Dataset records
****************

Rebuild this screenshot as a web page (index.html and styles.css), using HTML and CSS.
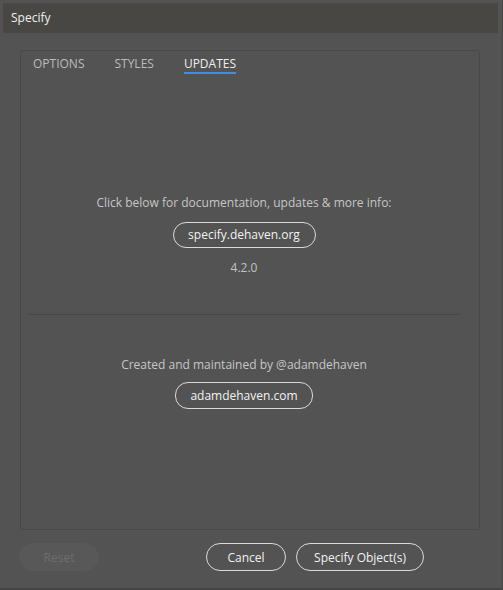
FILE: index.html
```html
<!DOCTYPE html>
<html lang="en">
<head>
<meta charset="utf-8">
<title>Specify</title>
<link rel="stylesheet" href="styles.css">
</head>
<body>
<div class="window">
  <div class="titlebar">Specify</div>
  <div class="panel">
    <div class="tabs">
      <span class="tab">OPTIONS</span>
      <span class="tab">STYLES</span>
      <span class="tab active">UPDATES</span>
    </div>
    <div class="content">
      <p class="label first">Click below for documentation, updates &amp; more info:</p>
      <span class="pill link1">specify.dehaven.org</span>
      <p class="version">4.2.0</p>
      <div class="sep"></div>
      <p class="label second">Created and maintained by @adamdehaven</p>
      <span class="pill link2">adamdehaven.com</span>
    </div>
  </div>
  <div class="footer">
    <span class="btn reset">Reset</span>
    <div class="actions">
      <span class="btn cancel">Cancel</span>
      <span class="btn primary">Specify Object(s)</span>
    </div>
  </div>
</div>
</body>
</html>
```
FILE: styles.css
```css
html, body {
  margin: 0;
  padding: 0;
  background: #4d4d4d;
}
body {
  font-family: "Open Sans", "Noto Sans", sans-serif;
  font-size: 12px;
  line-height: 16px;
  color: #c8c8c8;
}
.window {
  box-sizing: border-box;
  width: 503px;
  height: 590px;
  padding: 3px 4px 3px 3px;
  background: #535353;
  border-right: 1px solid #464646;
  border-bottom: 2px solid #464646;
}
.titlebar {
  height: 30px;
  line-height: 30px;
  padding-left: 8px;
  background: #494743;
  color: #f0f0f0;
}
.panel {
  box-sizing: border-box;
  margin: 17px 18px 0 17px;
  height: 480px;
  border: 1px solid #484848;
  border-radius: 3px;
}
.tabs {
  display: flex;
  gap: 30px;
  padding: 5px 0 0 12px;
}
.tab {
  line-height: 16px;
  border-bottom: 2px solid transparent;
  color: #bcbcbc;
}
.tab.active {
  color: #eeeeee;
  border-bottom-color: #3f8ee1;
}
.content {
  display: flex;
  flex-direction: column;
  align-items: center;
  padding-right: 12px;
}
.label {
  margin: 0;
  color: #c6c6c6;
}
.label.first { margin-top: 121px; }
.label.second { margin-top: 42px; }
.pill {
  box-sizing: border-box;
  height: 26px;
  line-height: 24px;
  border: 1px solid #dadada;
  border-radius: 13px;
  color: #f2f2f2;
  text-align: center;
}
.link1 { margin-top: 11px; width: 143px; }
.link2 { margin-top: 9px; width: 138px; height: 27px; line-height: 25px; }
.version {
  margin: 12px 0 0;
  color: #c2c2c2;
}
.sep {
  align-self: stretch;
  margin: 38px 8px 0 8px;
  height: 1px;
  background: #474747;
}
.footer {
  display: flex;
  align-items: center;
  margin-top: 13px;
  padding-left: 16px;
}
.btn {
  box-sizing: border-box;
  height: 28px;
  line-height: 27px;
  border-radius: 14px;
  text-align: center;
  border: 1px solid #dadada;
  color: #f2f2f2;
}
.reset {
  width: 80px;
  background: #585858;
  border-color: #585858;
  color: #6e6e6e;
}
.actions {
  display: flex;
  gap: 10px;
  margin-left: 107px;
}
.cancel { width: 80px; }
.primary { width: 128px; }
```
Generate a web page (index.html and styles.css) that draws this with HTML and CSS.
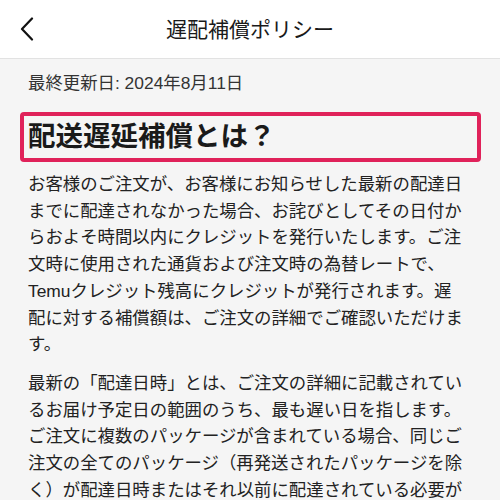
FILE: index.html
```html
<!DOCTYPE html>
<html lang="ja">
<head>
<meta charset="utf-8">
<link rel="stylesheet" href="styles.css">
</head>
<body>
<header class="topbar">
  <svg class="back" width="14" height="24" viewBox="0 0 14 24"><path d="M12 1.5 L2 12 L12 22.5" fill="none" stroke="#111" stroke-width="2.2" stroke-linecap="round" stroke-linejoin="round"/></svg>
  <h1 class="title">遅配補償ポリシー</h1>
</header>
<main class="content">
  <p class="updated">最終更新日: 2024年8月11日</p>
  <div class="highlight">
    <h2 class="heading">配送遅延補償とは？</h2>
  </div>
  <p class="para">お客様のご注文が、お客様にお知らせした最新の配達日までに配達されなかった場合、お詫びとしてその日付からおよそ時間以内にクレジットを発行いたします。ご注文時に使用された通貨および注文時の為替レートで、Temuクレジット残高にクレジットが発行されます。遅配に対する補償額は、ご注文の詳細でご確認いただけます。</p>
  <p class="para">最新の「配達日時」とは、ご注文の詳細に記載されているお届け予定日の範囲のうち、最も遅い日を指します。ご注文に複数のパッケージが含まれている場合、同じご注文の全てのパッケージ（再発送されたパッケージを除く）が配達日時またはそれ以前に配達されている必要があります。</p>
</main>
</body>
</html>
```

FILE: styles.css
```css
html, body {
  margin: 0;
  padding: 0;
  background: #f5f5f5;
  font-family: "Liberation Sans", "Noto Sans CJK JP", sans-serif;
  color: #222;
  height: 500px;
  overflow: hidden;
}
.topbar {
  position: relative;
  height: 58px;
  background: #fff;
  border-bottom: 1px solid #e2e2e2;
  display: flex;
  align-items: center;
  justify-content: center;
}
.back {
  position: absolute;
  left: 20px;
  top: 17px;
}
.title {
  margin: 0;
  font-size: 21px;
  font-weight: 400;
  color: #1a1a1a;
  line-height: 1;
  padding-top: 1px;
}
.content {
  padding: 0 32px 0 28px;
}
.updated {
  margin: 0;
  padding-top: 11px;
  font-size: 17.4px;
  line-height: 26px;
  color: #333;
}
.highlight {
  margin: 16px -13px 0 -8px;
  border: 4px solid #e0225a;
  border-radius: 4px;
  height: 42px;
  display: flex;
  align-items: center;
  padding: 0 4px;
}
.heading {
  margin: 0;
  font-size: 27.5px;
  font-weight: 700;
  line-height: 1;
  color: #1a1a1a;
}
.para {
  margin: 9px 0 12px;
  font-size: 17.4px;
  line-height: 26.7px;
  color: #222;
}
```
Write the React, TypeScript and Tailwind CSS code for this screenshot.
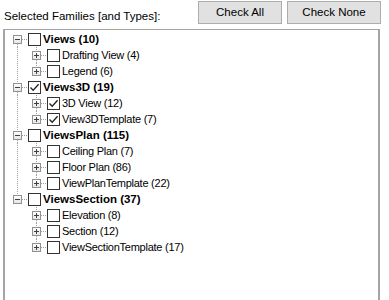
import React from "react";

type TreeNode = { label: string; checked?: boolean; children?: TreeNode[] };

const TREE: TreeNode[] = [
  {
    label: "Views (10)",
    children: [{ label: "Drafting View (4)" }, { label: "Legend (6)" }],
  },
  {
    label: "Views3D (19)",
    checked: true,
    children: [
      { label: "3D View (12)", checked: true },
      { label: "View3DTemplate (7)", checked: true },
    ],
  },
  {
    label: "ViewsPlan (115)",
    children: [
      { label: "Ceiling Plan (7)" },
      { label: "Floor Plan (86)" },
      { label: "ViewPlanTemplate (22)" },
    ],
  },
  {
    label: "ViewsSection (37)",
    children: [
      { label: "Elevation (8)" },
      { label: "Section (12)" },
      { label: "ViewSectionTemplate (17)" },
    ],
  },
];

type Row = {
  key: string;
  label: string;
  checked: boolean;
  bold: boolean;
  guides: boolean[];
  up: boolean;
  down: boolean;
  expanded: boolean;
};

function flatten(): Row[] {
  const rows: Row[] = [];
  TREE.forEach((root, i) => {
    const rootHasNext = i < TREE.length - 1;
    rows.push({
      key: root.label,
      label: root.label,
      checked: !!root.checked,
      bold: true,
      guides: [],
      up: i > 0,
      down: rootHasNext,
      expanded: true,
    });
    const kids = root.children ?? [];
    kids.forEach((c, j) => {
      rows.push({
        key: root.label + c.label,
        label: c.label,
        checked: !!c.checked,
        bold: false,
        guides: [rootHasNext],
        up: true,
        down: j < kids.length - 1,
        expanded: false,
      });
    });
  });
  return rows;
}

const LINE = "#a0a0a0";

function Guide({ on }: { on: boolean }) {
  return (
    <svg width="19" height="16" className="shrink-0">
      {on && (
        <line x1="9.5" y1="0" x2="9.5" y2="16" stroke={LINE} strokeDasharray="1 1" />
      )}
    </svg>
  );
}

function Expander({ up, down, expanded }: { up: boolean; down: boolean; expanded: boolean }) {
  return (
    <svg width="20" height="16" className="shrink-0">
      {up && <line x1="9.5" y1="0" x2="9.5" y2="4" stroke={LINE} strokeDasharray="1 1" />}
      {down && <line x1="9.5" y1="13" x2="9.5" y2="16" stroke={LINE} strokeDasharray="1 1" />}
      <line x1="14" y1="8.5" x2="20" y2="8.5" stroke={LINE} strokeDasharray="1 1" />
      <defs>
        <linearGradient id="exp" x1="0" y1="0" x2="0" y2="1">
          <stop offset="0" stopColor="#ffffff" />
          <stop offset="1" stopColor="#e4e4e4" />
        </linearGradient>
      </defs>
      <rect x="5.5" y="4.5" width="8" height="8" fill="url(#exp)" stroke="#919191" />
      <line x1="7" y1="8.5" x2="12" y2="8.5" stroke="#404040" />
      {!expanded && <line x1="9.5" y1="6" x2="9.5" y2="11" stroke="#404040" />}
    </svg>
  );
}

function CheckBox({ checked }: { checked: boolean }) {
  return (
    <span className="flex h-[13px] w-[13px] shrink-0 items-center justify-center border border-[#333333] bg-white">
      {checked && (
        <svg width="11" height="11" viewBox="0 0 11 11">
          <path d="M1.5 5.5 L4.2 8.3 L9.6 2.2" fill="none" stroke="#222222" strokeWidth="1.3" />
        </svg>
      )}
    </span>
  );
}

export default function App() {
  const rows = flatten();
  return (
    <div
      className="h-[300px] w-[389px] overflow-hidden bg-white text-black"
      style={{ fontFamily: '"Liberation Sans", Arial, sans-serif' }}
    >
      <div className="flex items-start">
        <span className="ml-[4px] mt-[9px] text-[11.5px] leading-[14px]">
          Selected Families [and Types]:
        </span>
        <button
          type="button"
          className="ml-auto mt-[1px] h-[23px] w-[84px] border border-[#adadad] bg-[#e1e1e1] text-[11.5px] leading-none"
        >
          Check All
        </button>
        <button
          type="button"
          className="ml-[5px] mr-[8px] mt-[1px] h-[23px] w-[94px] border border-[#adadad] bg-[#e1e1e1] text-[11.5px] leading-none"
        >
          Check None
        </button>
      </div>

      <div className="ml-[3px] mt-[5px] h-[290px] w-[377px] border-x-2 border-t border-[#a5a5a5] bg-white pl-[3px] pt-[1px]">
        {rows.map((r) => (
          <div key={r.key} className="flex h-[16px] items-center">
            {r.guides.map((g, i) => (
              <Guide key={i} on={g} />
            ))}
            <Expander up={r.up} down={r.down} expanded={r.expanded} />
            <CheckBox checked={r.checked} />
            <span
              className={
                r.bold
                  ? "ml-[2px] whitespace-nowrap text-[11.5px] font-bold leading-[16px]"
                  : "ml-[2px] whitespace-nowrap text-[11px] leading-[16px] tracking-[-0.25px]"
              }
            >
              {r.label}
            </span>
          </div>
        ))}
      </div>
    </div>
  );
}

****************

Given problem → Gather up every line in the data above that contains the word "index", copying each one.

Answer to this task →
Rebuild this screenshot as a web page (index.html and styles.css), using HTML and CSS.
FILE: index.html
Generate a web page (index.html and styles.css) that draws this with HTML and CSS.
FILE: index.html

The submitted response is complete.